Das aufrechte Sitzen ist eine anstrengende körperliche Leistung. Nach einer gewissen Zeit müssen wir ihm deshalb zunehmend mehr Aufmerksamkeit schenken. Das verringert die Energie, sich auf den Text oder den Schulstoff zu konzentrieren.
6.1.2 Körperliche Voraussetzung für das Schreiben
Schreiben ist zu Beginn eine feinmotorische Herausforderung. Mit Übung werden die schreibenden Bewegungen allmählich automatisiert. Dann können sich die Schreibenden besser auf den Inhalt konzentrieren.
Das Schreiben setzt unter anderem eine starke Körperachse bzw. eine gute Rumpfstabilität, Beweglichkeit und Koordination der Hände und des Unterarms, Kraftanpassung, aber auch eine gute Hand-Augen-Koordination voraus. Ausserdem erfordert es Formvorstellung, Raumorientierung, Wortschatz und Erinnerungsvermögen.
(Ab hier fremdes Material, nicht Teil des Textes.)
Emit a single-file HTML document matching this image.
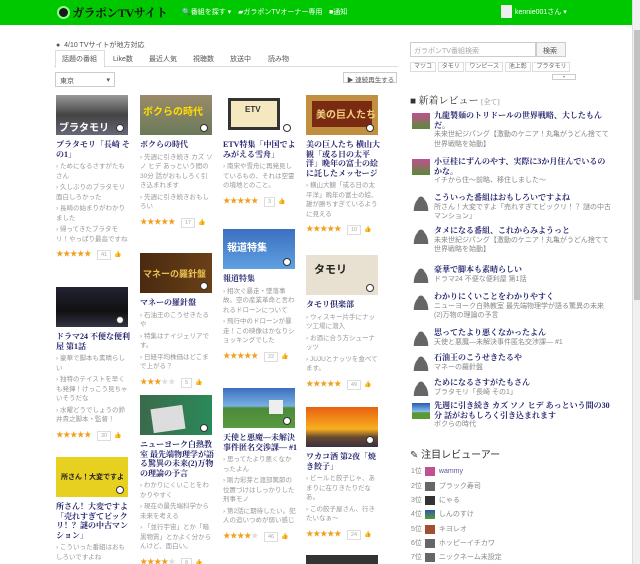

Beim Schreiben ist die korrekte sensorische Integration von grosser Bedeutung (d.h. die Verarbeitung verschiedener Wahrnehmungskanäle im Hirn zur Steuerung des Körpers), insbesondere die Verknüpfung von Informationen des Sehsinns, des Gleichgewichtssystems sowie der Eigenwahrnehmung.
Kinder mit Schwierigkeiten in der sensorischen Integration oder im Gleichgewichtssystem haben oft Mühe, einem bewegten Gegenstand mit den Augen zu folgen. Es gelingt ihnen kaum, ihre Augen von einem bestimmen Punkt auf einen anderen zu richten. Dies zeigt sich zum Beispiel beim Ballspielen, Ziehen einer Linie, Lesen einer Zeile etc. Hier können Fachpersonen aus der Psychomotorik helfen.
Die selektive Förderung der sensorischen Integration kann nicht mit gezielten Übungen herbeigeführt werden, sondern wird durch die beständige Auseinandersetzung mit dem Körper und mit der Umwelt entwickelt. --> Spielen, das den gesamten Körper beansprucht, und Bewegungsaktivitäten sind dafür gut geeignet!
Leit- und Reflexionsfragen
- Wenn die Kinder sitzen (z.B. im Kreis), welche Sitzmöglichkeiten können die Kinder nutzen bzw. bietest du ihnen an?
- Gibst du Regeln bezüglich des Sitzens vor (z.B. Füsse auf dem Boden etc.)?
- Was machst du mit Kindern, die nicht stillsitzen können?